While it’s true that Scripture addresses you as a moral agent actively responding in covenantal ways, developmental and psychosocial realities have shaped who you are today. (Scripture & Counseling. Grand Rapids: Zondervan, 2014. 98)
Each sentence contains the same words, but the emphasis structures how you counsel. In the latter sentence there isn’t a denial of sin, but there is an overt prioritization of the developmental and psychosocial realities. When these factors become primary, we may hesitate to correct what Scripture names as sin. Instead we will feel the pull to reframe it as dysfunction or maladaptive coping.
We could list other examples of this trend towards domestication. In many counseling contexts, God is presented primarily as the One who soothes, stabilizes, and reassures — rather than the One who also judges, disciplines, and calls to repentance. Likewise, divine judgment is often reframed as the impersonal outworking of natural consequences rather than the active, holy opposition of a personal God. In each case we aren’t overtly denying wrath, nor are we creating excuses for people to sin. Often the etiology behind a problem is complex and varied. Trauma does impact us, we do learn maladaptive behavioral coping skills, we do live in a broken world, and sin does have natural consequence. The issue is not whether we affirm sin and judgment in theory, but whether our emphasis reflects the weight Scripture places upon them. By failing to emphasize what Scripture emphasizes we will inevitably misrepresent God.
The Cost of Domestication
This shift in language and practice is not merely semantic. Words shape theology, and theology shapes practice. When our vocabulary subtly shifts, our understanding of God shifts with it. Consider the minimization of moral responsibility. If moral agency recedes from view, divine wrath no longer feels necessary — and may even seem pastorally inappropriate. And when wrath feels inappropriate, correction weakens and victims are left without the assurance that evil will be judged.
This is the real cost of the domestication of God and the loss of divine wrath. The justice of God and the warnings about divine wrath give us a firm basis for correcting sin and comforting victims. Scripture tells us that because God is just He is angry at sin and will condemn unrepentant sinners. The author of Hebrews tells us that it is a “terrible thing to fall into the hands of the living God” (Heb. 10:31). In some corners of modern theology and Christian counseling you may hear that it’s actually not that bad, but Scripture reveals God to be so just that He cannot tolerate sin or leave it unaddressed (Hab. 1:13). It is on this basis that we rightly warn those who persist in sin and refuse to repent. It is on this basis that we warn men that God judges their “secrets…through Christ Jesus” (Rom. 2:16). We can rightly call people to repentance because God does. We can rightly warn them of impending judgment because Scripture does.
It is also on this basis that we can give hope to those who have suffered wickedness and oppression.
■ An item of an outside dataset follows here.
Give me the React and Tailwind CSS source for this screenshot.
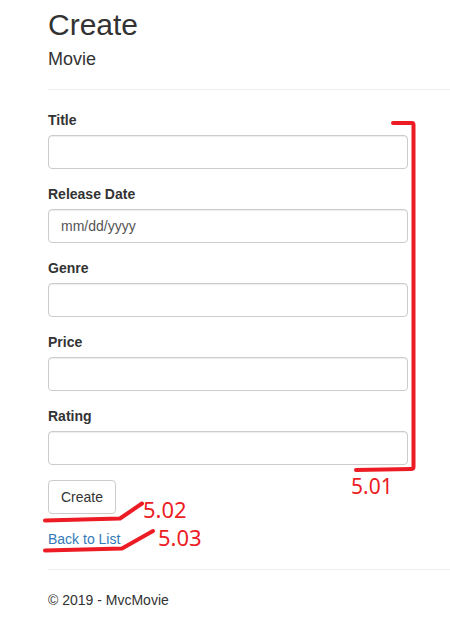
import React from "react";

function Field({ label, placeholder }) {
  return (
    <div className="mb-[15px]">
      <label className="block mb-[5px] text-[14px] leading-[20px] font-bold text-[#333]">{label}</label>
      <input
        type="text"
        placeholder={placeholder}
        className="block w-[360px] h-[34px] px-[12px] py-[6px] text-[14px] leading-[20px] text-[#555] bg-white border border-[#ccc] rounded-[4px] shadow-[inset_0_1px_1px_rgba(0,0,0,0.075)] placeholder:text-[#555] outline-none"
        style={{ fontFamily: '"Liberation Sans", Arial, sans-serif' }}
      />
    </div>
  );
}

export default function App() {
  return (
    <div
      className="relative w-[450px] h-[628px] overflow-hidden bg-white text-[14px] leading-[20px] text-[#333]"
      style={{ fontFamily: '"Liberation Sans", Arial, sans-serif' }}
    >
      <div className="pl-[48px] pt-[8px]">
        <h2 className="text-[30px] leading-[33px] font-medium text-[#333]">Create</h2>
        <h4 className="mt-[8px] text-[18px] leading-[20px] font-medium text-[#333]">Movie</h4>
        <hr className="mt-[20px] mb-[20px] border-0 border-t border-[#eee]" />
        <form onSubmit={(e) => e.preventDefault()}>
          <Field label="Title" />
          <Field label="Release Date" placeholder="mm/dd/yyyy" />
          <Field label="Genre" />
          <Field label="Price" />
          <Field label="Rating" />
          <div className="mb-[15px]">
            <button
              type="submit"
              className="h-[34px] px-[12px] py-[6px] text-[14px] leading-[20px] text-[#333] bg-white border border-[#ccc] rounded-[4px]"
            >
              Create
            </button>
          </div>
        </form>
        <div>
          <a href="#" className="text-[#337ab7] no-underline">Back to List</a>
        </div>
        <hr className="mt-[20px] mb-[20px] border-0 border-t border-[#eee]" />
        <footer>
          <p className="leading-[20px]">© 2019 - MvcMovie</p>
        </footer>
      </div>

      {/* red annotations overlay */}
      <svg
        className="absolute left-0 top-0 pointer-events-none"
        width="450"
        height="628"
        viewBox="0 0 450 628"
        fill="none"
      >
        <path
          d="M393 123 L412 123 Q413.5 123 413.5 125 L413.5 467 Q413.5 469 411 469 L356 470"
          stroke="#ed1c24"
          strokeWidth="4"
          strokeLinecap="round"
          strokeLinejoin="round"
        />
        <path
          d="M45 520.5 L120 518.5 L142 503.5"
          stroke="#ed1c24"
          strokeWidth="4"
          strokeLinecap="round"
          strokeLinejoin="round"
        />
        <path
          d="M45 550.5 L122 548.5 L153 531"
          stroke="#ed1c24"
          strokeWidth="4"
          strokeLinecap="round"
          strokeLinejoin="round"
        />
      </svg>
      <span
        className="absolute left-[351px] top-[476px] text-[21px] leading-none text-[#ed1c24]"
        style={{ fontFamily: '"Noto Sans", "Open Sans", sans-serif' }}
      >
        5.01
      </span>
      <span
        className="absolute left-[143px] top-[498px] text-[22px] leading-none text-[#ed1c24]"
        style={{ fontFamily: '"Noto Sans", "Open Sans", sans-serif' }}
      >
        5.02
      </span>
      <span
        className="absolute left-[158px] top-[526px] text-[22px] leading-none text-[#ed1c24]"
        style={{ fontFamily: '"Noto Sans", "Open Sans", sans-serif' }}
      >
        5.03
      </span>
    </div>
  );
}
God sees all the good and all the evil that men do (Prov. 15:3), and He will “not leave the guilty unpunished” (Ex. 34:7). What hope do victims have? What can they hold onto when it appears that injustice prevails? The Scriptures tell us to hold onto the justice of God. The wicked may prosper momentarily, but when we stop to consider these things we remember their final destiny (Ps. 73:1-17). The Lord, because He is just, cannot ignore sin, and He will eventually execute “righteousness and justice for all the oppressed” (Ps. 103:6). That is what we hold out to those who have been victimized.
If we lose the wrath of God we don’t just lose some random detail. Least of all do we lose some relic of an outdated theology that modernity has outgrown. No, we lose the very foundations of our calls to holiness and hope. The reason we long for justice in this world is that we are created after the image of a just and Holy God. The wrath of God matters. Biblical counselors would do well to ground themselves again in the knowledge of the Holy. Only a clear vision of God’s justice and wrath gives us the courage to confront sin and the confidence to comfort those who suffer under it.